The decision takes the lid off the total amount of money a donor can give to candidates, political parties, and traditional political action committees (PACs) during a given election cycle. It's important to remember that the individual contributions are still capped. Donors can still only give a maximum of $5,200 directly to a candidate per cycle (primary + general), a maximum of $64,800 to a national party committee over two years, a maximum of $20,000 to a state party committee over two years, and a maximum of $20,000 to a PAC over two years.
But until Wednesday's ruling, donors couldn't give the maximum $5,200 to an unlimited number of candidates. Instead, donors could only give an aggregate of of $48,600 to candidates and $74,600 to political parties and PACs over a two-year election cycle. So $123,200 total. (Shaun McCutcheon, the Republican activist who brought the case, wanted to give $1,776 to 27 candidates. But that would have been over the limit. So he brought the lawsuit. The national Republican Party joined him.)

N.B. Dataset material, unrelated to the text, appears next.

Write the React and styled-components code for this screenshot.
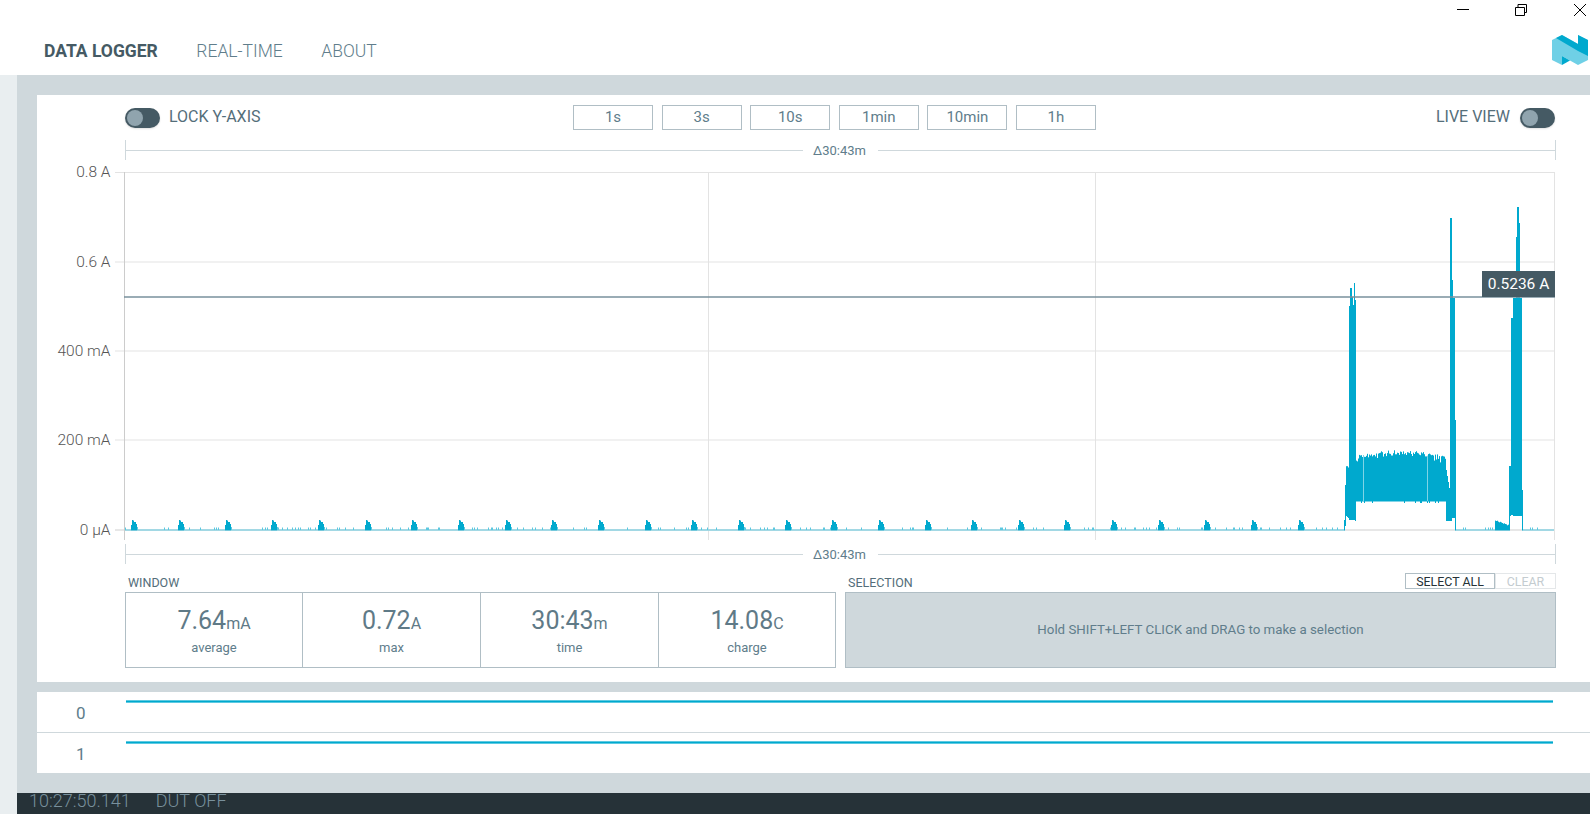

In his dissenting opinion to Wednesday's ruling, Justice Stephen Breyer crunched the numbers to show how much an individual donor could now give if he or she maxed out during a given cycle to a party's national committees (both Republicans and Democrats have three), all 50 of a party's state committees, and all 435 party candidates for House seats and 33 party candidates for Senate seats. Over a two-year cycle, Breyer wrote, a donor can now conceivably give up to $3.6 million in campaign contributions to candidates and parties. And that doesn't even factor in PACs.
For comparison, only 13 donors in 2012 gave more than $3.6 million in disclosed money to outside spending groups, according to The Center for Responsive Politics. In other words, while mega donors like Sheldon Adelson (who gave outside groups more than $92 million in 2012) and Harold Simmons (who gave more than $26 million) get a lot of headlines, the vast majority of even upper-echelon donors didn't cross the $3.6 million mark in 2012.
In his dissent, Breyer imagined how parties might make it easier for wealthy donors to make multi-million donations, by creating "joint" committees that include national and state committees, as well as candidates, who could receive the maximum amount of money and then divvy it up among the committees and candidates.
"Without any aggregate limit, the law will allow Rich Donor to write a single check to, say, the Smith Victory Committee, for up to $3.6 million," Breyer wrote.
Observers see Wednesday's ruling as an opportunity for the Democratic and Republican parties to reclaim some of the power and resources that super PACs and dark money groups have attracted since 2010. Republican National Committee Chairman Reince Priebus has suggested as much in his reaction to the ruling.
In a statement issued after the ruling was released, Preibus wrote that the decision was "an important first step toward restoring the voice of candidates and party committees and a vindication for all those who support robust, transparent political discourse." Later in the day, Preibus appeared on MSNBC, where he elaborated.
"Look, I don't disagree with Citizens United," Preibus said. "I think it's a good case. I think that we should all be free and exercise our First Amendment rights. But this is a victory today for people who want to see political parties and candidates on the same playing field or a little bit closer to the same playing field as the First Amendment was intended to allow us to be."